Schedules released by the White House for Biden and Vice President Kamala Harris showed neither heading to Dubai this week.
Biden's engagements include a trip to Colorado to highlight US investment in wind energy, a meeting with the president of Angola and the lighting of the national Christmas tree.
A US official confirmed that Biden was not planning to attend COP28 this week or during a second window close to the end of the talks on December 12.
The official, speaking on condition of anonymity, said the Biden administration was still discussing whether to send a top-level official to Dubai.
John Kerry, the US climate envoy and former secretary of state and senator, will be leading day-to-day negotiations for the United States.

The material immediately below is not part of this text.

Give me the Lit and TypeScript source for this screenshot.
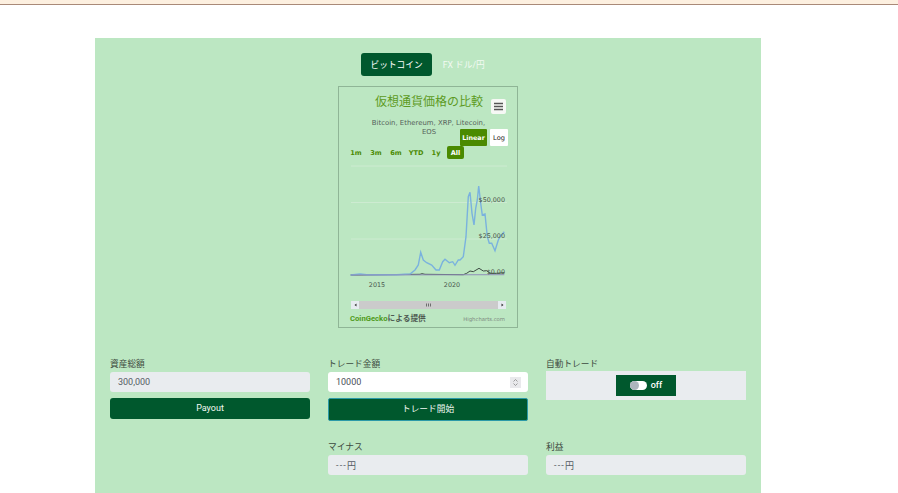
import { LitElement, html, css, svg, unsafeCSS } from "lit";
import { customElement } from "lit/decorators.js";

const JP = unsafeCSS(`"Roboto","Noto Sans CJK JP",sans-serif`);
const z = (p: number[][]) => p.map(([x, y]) => `${(x / 3 + 330 - 339).toFixed(1)},${(y / 3 + 160 - 87).toFixed(1)}`).join(" ");
const blue = z([[62,345],[90,342],[110,344],[200,344],[240,342],[255,330],[265,315],[272,277],[280,300],[290,308],[305,315],[318,330],[328,330],[338,305],[345,298],[358,308],[368,305],[375,316],[385,300],[390,300],[400,290],[408,230],[415,110],[420,97],[426,160],[432,195],[437,145],[442,120],[446,78],[452,130],[457,165],[465,162],[472,230],[478,250],[485,250],[495,272],[505,240],[510,230],[523,215]]);
const dark = z([[62,345],[270,343],[276,341],[285,343],[400,344],[410,340],[420,333],[430,335],[447,325],[460,333],[470,332],[480,340],[500,340],[523,338]]);
const purple = z([[62,345],[523,344]]);

@customElement("app-root")
export class AppRoot extends LitElement {
  static styles = css`
    :host { display: block; height: 493px; overflow: hidden; background: #fff; font-family: ${JP}; color: #3c4a40; }
    .top { height: 4px; background: #fdf0e0; border-bottom: 1px solid #a98a78; }
    .panel { margin: 33px 0 0 95px; width: 666px; height: 455px; background: #bce7c2; padding: 15px 15px 0; box-sizing: border-box; display: flex; flex-direction: column; align-items: center; }
    .tabs { align-self: flex-start; margin-left: 251px; display: flex; align-items: center; gap: 1px; height: 23px; font-size: 8.7px; color: #f2faf3; }
    .tab { padding: 0 9.5px; height: 23px; display: flex; align-items: center; border-radius: 3px; }
    .tab.on { background: #00582d; color: #fff; }
    .chart { display: block; width: 180px; height: 242px; margin-top: 10px; box-sizing: border-box; border: 1px solid #8fb596; flex: none; }
    .chart text { font-family: ${JP}; }
    .chart text.hc { font-family: "DejaVu Sans", ${JP}; }
    .grid { align-self: stretch; display: grid; grid-template-columns: repeat(3, 200px); column-gap: 18px; margin-top: 30px; font-size: 9px; }
    .col { display: flex; flex-direction: column; }
    .r2 { margin-top: 20px; }
    label { display: block; line-height: 12px; height: 12px; margin-bottom: 2px; font-size: 8.7px; color: #3c4a40; }
    .field { height: 20px; border-radius: 3px; background: #e9ecef; display: flex; align-items: center; padding: 0 8px; font-size: 9px; color: #555d64; box-sizing: border-box; }
    .field.white { background: #fff; justify-content: space-between; padding-right: 7px; color: #4a5058; }
    .blank { letter-spacing: 1.2px; }
    .spin { width: 11px; height: 11px; background: #e9e9ec; display: block; }
    .btn { margin-top: 6px; background: #00582d; color: #f2faf3; border-radius: 3px; height: 21px; display: flex; align-items: center; justify-content: center; font-size: 9px; box-sizing: border-box; padding-bottom: 2px; }
    .btn.focus { height: 23px; border: 1px solid #2c9aa8; border-radius: 2px; padding-bottom: 2px; font-size: 8.7px; }
    .auto { height: 29px; margin-top: -1px; background: #e9ecef; display: flex; align-items: center; justify-content: center; }
    .switch { width: 60px; height: 21px; background: #00582d; color: #fff; display: flex; align-items: center; justify-content: center; gap: 4px; font-size: 9px; font-weight: 500; padding-bottom: 1px; box-sizing: border-box; }
    .tog { width: 17px; height: 9px; border-radius: 5px; background: #fff; display: flex; align-items: center; }
    .knob { width: 9px; height: 9px; border-radius: 50%; background: #adb5bd; }
  `;

  private chart() {
    const lbl = (x: number, t: string, on = false) => svg`<text class="hc" x=${x} y="68" font-size="6.6" font-weight="700" text-anchor="middle" fill=${on ? "#fff" : "#4a8a00"}>${t}</text>`;
    const ax = (y: number, t: string) => svg`<text class="hc" x="166" y=${y} font-size="6.4" text-anchor="end" fill="#4a554d">${t}</text>`;
    return svg`<svg class="chart" viewBox="0 0 178 240" xmlns="http://www.w3.org/2000/svg">
      <text x="90" y="19" font-size="12" text-anchor="middle" fill="#5d9a22">仮想通貨価格の比較</text>
      <rect x="152" y="12" width="15" height="15" rx="2" fill="#f6f8f5"/>
      <path d="M155 16.500h9M155 19.500h9M155 22.500h9" stroke="#555" stroke-width="1.6"/>
      <text class="hc" x="89.500" y="38" font-size="6.900" text-anchor="middle" fill="#55625a">Bitcoin, Ethereum, XRP, Litecoin,</text>
      <text class="hc" x="90" y="47" font-size="6.900" text-anchor="middle" fill="#55625a">EOS</text>
      <rect x="121" y="42" width="27" height="17" rx="1" fill="#4a8a00"/>
      <text class="hc" x="134.500" y="53" font-size="6.400" font-weight="700" text-anchor="middle" fill="#fff">Linear</text>
      <rect x="151" y="42" width="18" height="17" rx="1" fill="#fff"/>
      <text class="hc" x="160" y="53" font-size="6.600" text-anchor="middle" fill="#222">Log</text>
      ${lbl(17, "1m")}${lbl(37, "3m")}${lbl(57, "6m")}${lbl(77, "YTD")}${lbl(97, "1y")}
      <rect x="108" y="59" width="17" height="13" rx="2" fill="#4a8a00"/>${lbl(116.500, "All", true)}
      <path d="M12 79H168M12 115.500H168M12 152H168" stroke="#cdebd1" stroke-width="1"/>
      <polyline points=${dark} fill="none" stroke="#3d4a42" stroke-width="1"/>
      <polyline points=${blue} fill="none" stroke="#7ab2de" stroke-width="1.400"/>
      <polyline points=${purple} fill="none" stroke="#8f8fb8" stroke-width="1"/>
      ${ax(115, "$50,000")}${ax(151, "$25,000")}${ax(187, "$0.00")}
      <text class="hc" x="38" y="200" font-size="6.400" text-anchor="middle" fill="#4a554d">2015</text>
      <text class="hc" x="113" y="200" font-size="6.400" text-anchor="middle" fill="#4a554d">2020</text>
      <rect x="12" y="214" width="155" height="8" fill="#cbcbcb"/>
      <rect x="12" y="214" width="8" height="8" fill="#e6ebf0"/><rect x="159" y="214" width="8" height="8" fill="#e6ebf0"/>
      <path d="M17.500 216.500l-2 1.500 2 1.500zM162.500 216.500l2 1.500-2 1.500z" fill="#333"/>
      <path d="M87.500 216.500v3M89.500 216.500v3M91.500 216.500v3" stroke="#555" stroke-width=".8"/>
      <text x="11" y="234" font-size="7.700" font-weight="700" fill="#4f5a52"><tspan fill="#4f9a1a">CoinGecko</tspan>による提供</text>
      <text class="hc" x="166" y="234" font-size="5.300" text-anchor="end" fill="#7c8a80">Highcharts.com</text>
    </svg>`;
  }

  render() {
    return html`
      <div class="top"></div>
      <div class="panel">
        <div class="tabs"><div class="tab on">ビットコイン</div><div class="tab">FX ドル/円</div></div>
        ${this.chart()}
        <div class="grid">
          <div class="col"><label>資産総額</label><div class="field">300,000</div><div class="btn">Payout</div></div>
          <div class="col"><label>トレード金額</label>
            <div class="field white">10000<svg class="spin" viewBox="0 0 11 11"><path d="M3.500 4.500l2-2 2 2M3.500 6.500l2 2 2-2" fill="none" stroke="#888" stroke-width=".8"/></svg></div>
            <div class="btn focus">トレード開始</div></div>
          <div class="col"><label>自動トレード</label>
            <div class="auto"><div class="switch"><span class="tog"><span class="knob"></span></span>off</div></div></div>
          <div class="col r2"></div>
          <div class="col r2"><label>マイナス</label><div class="field"><span class="blank">---</span>円</div></div>
          <div class="col r2"><label>利益</label><div class="field"><span class="blank">---</span>円</div></div>
        </div>
      </div>`;
  }
}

The official did not give a reason for Biden's decision. But Biden has been focused for more than a month on the war between Israel and Hamas and is also looking to highlight his domestic agenda with less than a year to the US presidential election.
Until Biden, it was not customary for the US president to attend each COP summit.
Biden in 2021 traveled to Glasgow to vow that the United States would again take a global leadership role on climate after his predecessor Donald Trump pulled out of the Paris climate accord.
Trump, who is seeking the White House again, is a climate skeptic who says that action is too costly to the United States.
Biden again made a brief trip last year to COP27 in Sharm el-Sheikh, Egypt.
Biden has put a high priority on climate domestically, with the so-called Inflation Reduction Act, his signature legislative achievement, channeling billions of dollars to the green economy including through incentives for electric cars.
Ahead of COP28, Kerry held extended talks with his Chinese counterpart, Xie Zhenhua, with the two negotiators promising that their countries, the world's two largest greenhouse gas emitters, would work together for progress in Dubai.